Analyzes the accuracy of the finite difference scheme in wavenumber space, determining phase and group velocity errors.

Usage:

python analysis/modified_wavenumber.py --h 0.01 0.02 0.05

Outputs:

• Modified wavenumber vs exact wavenumber plots
• Phase and group velocity error plots
• Resolution requirements (points per wavelength for given error levels)

Key Results:

• Maximum phase velocity error: 26.5% at highest wavenumbers
• Resolution requirements:
  • 1% error: 5.27 points per wavelength
  • 5% error: 3.39 points per wavelength
  • 10% error: 2.76 points per wavelength

Order Verification

Script: analysis/verify_order.py

Verifies the discretization order through grid refinement studies.

Usage:

python analysis/verify_order.py

Outputs:

• Convergence plots showing 4th-order spatial accuracy

Example Analysis Results

Example plots and documentation from the analysis process are available:

Von Neumann Stability Analysis Plots:

CFL = 0.1 (stable regime)

CFL = 0.5 (critical CFL)

CFL = 0.577 (theoretical 2nd-order 3D limit)

CFL = 1.0 (unstable regime)

Stability Region Analysis

Modified Wavenumber Analysis:

Fine grid (h = 0.01)

Medium grid (h = 0.05)

Detailed Analysis Documentation

Note: Some initial theoretical analysis results were later found to be suspect and were corrected through real numerical testing.

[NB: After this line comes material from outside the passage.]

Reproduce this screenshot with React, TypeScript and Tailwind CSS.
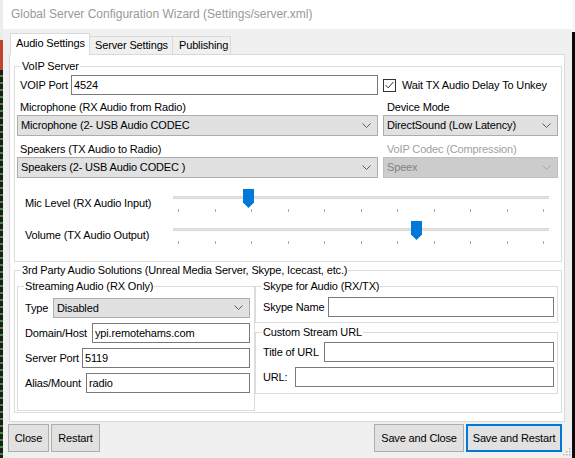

The final validated results are documented in this file and used in the correctness testing methodology.

Summary

The mathematical foundations provide:

1. Equation Identification: Confirms we’re solving the 3D wave equation with 4th-order spatial, 2nd-order temporal discretization
2. Stability Analysis: Establishes CFL < 0.5 constraint for all testing
3. Accuracy Characterization: Defines expected convergence rates and resolution requirements
4. Correctness Definition: Multi-level approach (parity, physical, stability, convergence)
5. Testing Methodology: Systematic validation at each level
6. Workflow Integration: Correctness-first approach ensures valid performance analysis
7. Analysis Tools: Python scripts for theoretical and numerical analysis

These foundations ensure that CUDA kernel optimization proceeds from a solid mathematical and numerical basis, with correctness validation at every step.